> _REQUIREMENT_
Repeat exactly the lines running from the first line of the data to the line containing "const GEAR = gearOutline();", both ends included, and nothing else; drop the pictures.

> _RAW DATA_
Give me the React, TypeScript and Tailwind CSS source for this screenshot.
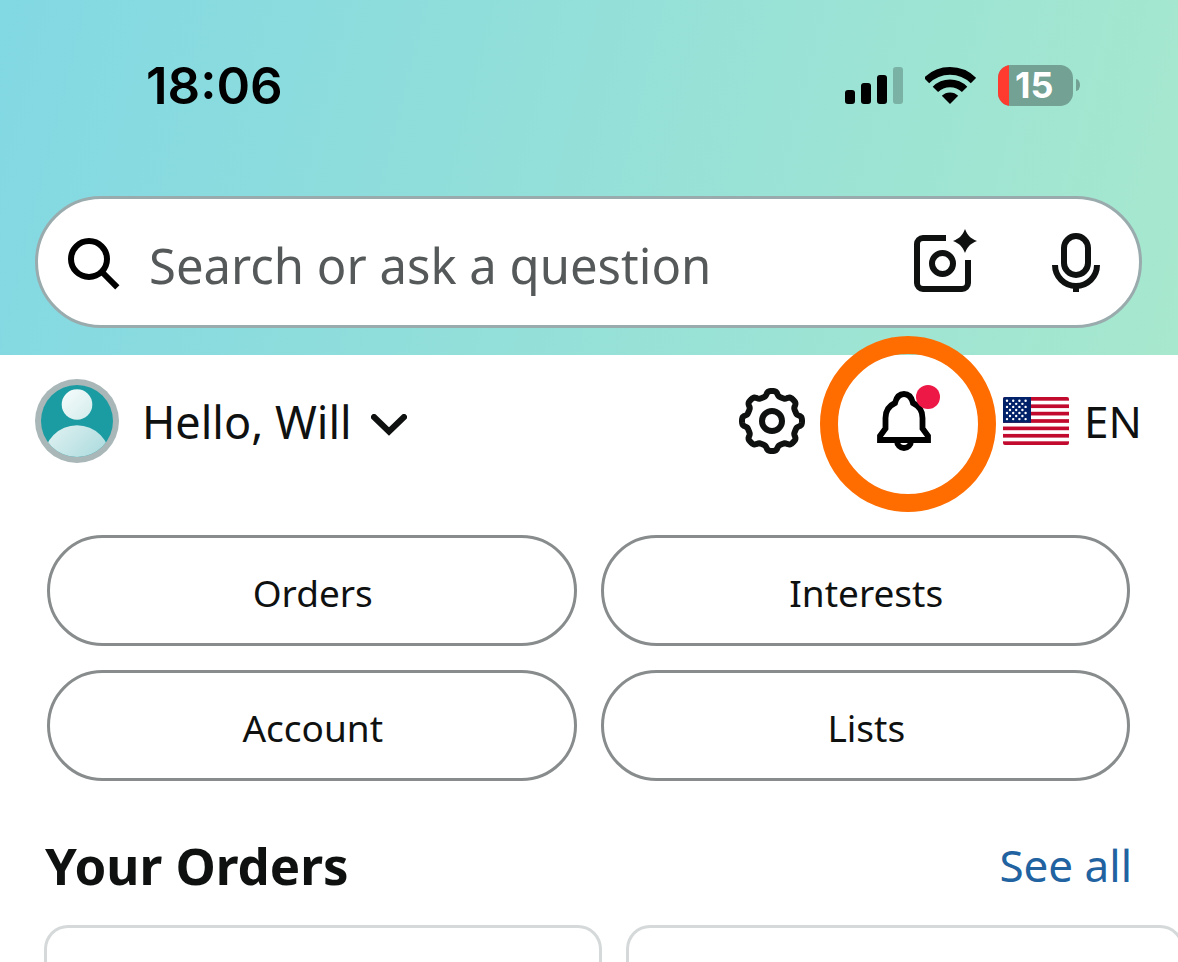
import type { ReactNode } from "react";

const SHORTCUTS = ["Orders", "Interests", "Account", "Lists"];

function gearOutline(): string {
  const steps = 240;
  const points: string[] = [];
  for (let i = 0; i < steps; i++) {
    const angle = (i / steps) * Math.PI * 2;
    const wave = Math.tanh(2 * Math.cos(8 * angle)) / Math.tanh(2);
    const r = 27.6 + 2.4 * wave;
    points.push(`${(33 + r * Math.cos(angle)).toFixed(2)} ${(33 + r * Math.sin(angle)).toFixed(2)}`);
  }
  return `M${points.join("L")}Z`;
}

const GEAR = gearOutline();

function SignalIcon() {
  return (
    <svg width="58" height="37" viewBox="0 0 58 37" aria-hidden="true">
      <rect x="0" y="23" width="10" height="14" rx="3" />
      <rect x="16" y="16" width="10" height="21" rx="3" />
      <rect x="32" y="8" width="10" height="29" rx="3" />
      <rect x="48" y="0" width="10" height="37" rx="3" opacity="0.22" />
    </svg>
  );
}

function WifiIcon() {
  return (
    <svg width="51" height="37" viewBox="0 0 51 37" fill="none" stroke="#000" strokeWidth="7.6" aria-hidden="true">
      <path d="M1.5 13.6A33.2 33.2 0 0 1 48.5 13.6" />
      <path d="M10.4 22.4A20.6 20.6 0 0 1 39.6 22.4" />
      <path d="M25 37L16.8 28.8A11.7 11.7 0 0 1 33.2 28.8Z" fill="#000" stroke="none" />
    </svg>
  );
}

function Battery() {
  return (
    <div className="flex items-center gap-[3px]">
      <div className="flex h-[41px] w-[75px] items-center overflow-hidden rounded-[13px] bg-[#73a193]">
        <div className="h-full w-[11px] bg-[#ff3b30]" />
        <span className="pl-[6px] text-[36px] leading-none font-bold text-white">15</span>
      </div>
      <div className="h-3 w-1 rounded-r-[4px_6px] bg-[#73a193]" />
    </div>
  );
}

function SearchIcon() {
  return (
    <svg width="52" height="52" viewBox="0 0 52 52" fill="none" stroke="#000" strokeWidth="6" aria-hidden="true">
      <circle cx="21" cy="21" r="18" />
      <path d="M33.5 33.5L49.3 49.3" />
    </svg>
  );
}

function CameraIcon() {
  return (
    <svg width="63" height="67" viewBox="0 0 63 67" fill="none" stroke="#0f1111" strokeWidth="6" aria-hidden="true">
      <path d="M32 9H9a6 6 0 0 0-6 6V54a6 6 0 0 0 6 6H48a6 6 0 0 0 6-6V31" />
      <circle cx="28.5" cy="34.5" r="10.5" />
      <path d="M51 0C54 7 56 9 63 12C56 15 54 17 51 24C48 17 46 15 39 12C46 9 48 7 51 0Z" fill="#0f1111" stroke="none" />
    </svg>
  );
}

function MicIcon() {
  return (
    <svg width="48" height="59" viewBox="0 0 48 59" fill="none" stroke="#0f1111" strokeWidth="6" aria-hidden="true">
      <rect x="12" y="3" width="24" height="39" rx="12" />
      <path d="M3 32a21 21 0 0 0 42 0M24 53V59" />
    </svg>
  );
}

function Avatar() {
  return (
    <svg width="84" height="84" viewBox="0 0 84 84" aria-hidden="true">
      <defs>
        <linearGradient id="head" x1="0" y1="0" x2="1" y2="1">
          <stop offset="0" stopColor="#f7fcfc" />
          <stop offset="1" stopColor="#d3ebeb" />
        </linearGradient>
        <linearGradient id="body" x1="0.1" y1="0" x2="0.7" y2="0.6">
          <stop offset="0" stopColor="#e0f1f1" />
          <stop offset="1" stopColor="#aedcdf" />
        </linearGradient>
        <clipPath id="disc">
          <circle cx="42" cy="42" r="36" />
        </clipPath>
      </defs>
      <circle cx="42" cy="42" r="42" fill="#a9b7b8" />
      <circle cx="42" cy="42" r="36" fill="#1a9ca2" />
      <circle cx="42" cy="25.500" r="15.300" fill="url(#head)" />
      <circle cx="42" cy="79.500" r="33.200" fill="url(#body)" clipPath="url(#disc)" />
    </svg>
  );
}

function ChevronIcon() {
  return (
    <svg width="36" height="22" viewBox="0 0 36 22" fill="none" stroke="#0f1111" strokeWidth="6" strokeLinecap="round" aria-hidden="true">
      <path d="M3 3L18 17.500L33 3" />
    </svg>
  );
}

function GearIcon() {
  return (
    <svg width="66" height="66" viewBox="0 0 66 66" fill="none" stroke="#0f1111" strokeWidth="6" strokeLinejoin="round" aria-hidden="true">
      <path d={GEAR} />
      <circle cx="33" cy="33" r="10" />
    </svg>
  );
}

function BellIcon() {
  return (
    <svg width="54" height="60" viewBox="0 0 54 60" fill="none" stroke="#000" strokeWidth="5.800" aria-hidden="true">
      <path d="M3 49V45L8.500 37.500V27C8.500 20 12 14.800 18 12C19.500 6 22.500 3 27 3S34.500 6 36 12C42 14.800 45.500 20 45.500 27V37.500L51 45V49Z" />
      <path d="M20 50a7 7 0 0 0 14 0" />
    </svg>
  );
}

function FlagIcon() {
  const h = 48 / 13;
  return (
    <svg width="66" height="48" viewBox="0 0 66 48" aria-hidden="true">
      <clipPath id="flag">
        <rect width="66" height="48" rx="2" />
      </clipPath>
      <g clipPath="url(#flag)">
        <rect width="66" height="48" fill="#fff" />
        {[0, 2, 4, 6, 8, 10, 12].map((i) => (
          <rect key={i} y={i * h} width="66" height={h} fill="#c10a2e" />
        ))}
        <rect width="28" height="25.800" fill="#012169" />
        {Array.from({ length: 7 }, (_, row) =>
          Array.from({ length: row % 2 ? 3 : 4 }, (_, col) => (
            <circle key={`${row}-${col}`} cx={4 + (row % 2 ? 3 : 0) + col * 6.200} cy={3.800 + row * 3.050} r="1.200" fill="#fff" />
          )),
        )}
      </g>
    </svg>
  );
}

function IconButton({ label, children }: { label: string; children: ReactNode }) {
  return (
    <button type="button" aria-label={label} className="relative shrink-0">
      {children}
    </button>
  );
}

export default function App() {
  return (
    <div className="flex min-h-screen flex-col overflow-hidden bg-white font-['Noto_Sans',sans-serif] text-[#0f1111]">
      <header className="bg-linear-[104deg,#82d8e3,#a7e8ce] pt-[63px] pr-9 pb-[27px] pl-[35px]">
        <div className="flex h-11 items-center justify-between pr-[62px] pl-[111px] font-['Inter',sans-serif]">
          <time className="text-[51px] leading-none font-semibold text-black">18:06</time>
          <div className="flex items-center gap-[22px]">
            <SignalIcon />
            <WifiIcon />
            <Battery />
          </div>
        </div>

        <form
          role="search"
          className="mt-[89px] flex h-[132px] items-center rounded-full border-3 border-[#9aabad] bg-white pr-[39px] pl-[30px]"
        >
          <label htmlFor="query" className="shrink-0 pt-1">
            <SearchIcon />
          </label>
          <input
            id="query"
            type="search"
            aria-label="Search or ask a question"
            placeholder="Search or ask a question"
            className="mx-[29px] h-full min-w-0 flex-1 pt-[6px] text-[49px] outline-none placeholder:text-[#565959]"
          />
          <div className="flex items-center gap-[75px]">
            <IconButton label="Search with camera">
              <CameraIcon />
            </IconButton>
            <IconButton label="Search by voice">
              <MicIcon />
            </IconButton>
          </div>
        </form>
      </header>

      <section className="flex items-center justify-between pt-6 pr-9 pl-[35px]">
        <button type="button" className="flex items-center gap-[23px]">
          <Avatar />
          <span className="flex items-center gap-[19px] text-[45px] leading-none">
            Hello, Will
            <span className="pt-2">
              <ChevronIcon />
            </span>
          </span>
        </button>
        <div className="flex items-center gap-[72px]">
          <IconButton label="Settings">
            <GearIcon />
          </IconButton>
          <div className="relative pt-[6px]">
            <IconButton label="Notifications">
              <BellIcon />
              <span className="absolute -top-[6px] -right-[9px] size-6 rounded-full bg-[#ed1846]" />
            </IconButton>
            <div className="pointer-events-none absolute -top-[49px] -left-[57px] size-44 rounded-full border-[18px] border-[#ff6d00]" />
          </div>
          <button type="button" className="flex items-center gap-[15px] text-[44px] leading-none">
            <FlagIcon />
            EN
          </button>
        </div>
      </section>

      <nav className="mt-[72px] grid grid-cols-2 gap-6 pr-12 pl-[47px]">
        {SHORTCUTS.map((name) => (
          <a
            key={name}
            href="#"
            className="flex h-[111px] items-center justify-center rounded-full border-3 border-[#888c8c] pt-1 pl-[2px] text-[37px] leading-none"
          >
            {name}
          </a>
        ))}
      </nav>

      <section className="flex flex-1 flex-col pt-[58px]">
        <div className="flex items-center justify-between pr-[46px] pl-[45px]">
          <h1 className="text-[51px] leading-[52px] font-bold">Your Orders</h1>
          <a href="#" className="text-[44px] leading-[52px] text-[#2162a1]">
            See all
          </a>
        </div>
        <div className="mt-[34px] flex flex-1 gap-6 overflow-hidden pl-11">
          <div className="w-[558px] shrink-0 rounded-t-3xl border-3 border-b-0 border-[#d5d9d9]" />
          <div className="w-[558px] shrink-0 rounded-t-3xl border-3 border-b-0 border-[#d5d9d9]" />
        </div>
      </section>
    </div>
  );
}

> _TASK RESULT_
Give me the React, TypeScript and Tailwind CSS source for this screenshot.
import type { ReactNode } from "react";

const SHORTCUTS = ["Orders", "Interests", "Account", "Lists"];

function gearOutline(): string {
  const steps = 240;
  const points: string[] = [];
  for (let i = 0; i < steps; i++) {
    const angle = (i / steps) * Math.PI * 2;
    const wave = Math.tanh(2 * Math.cos(8 * angle)) / Math.tanh(2);
    const r = 27.6 + 2.4 * wave;
    points.push(`${(33 + r * Math.cos(angle)).toFixed(2)} ${(33 + r * Math.sin(angle)).toFixed(2)}`);
  }
  return `M${points.join("L")}Z`;
}

const GEAR = gearOutline();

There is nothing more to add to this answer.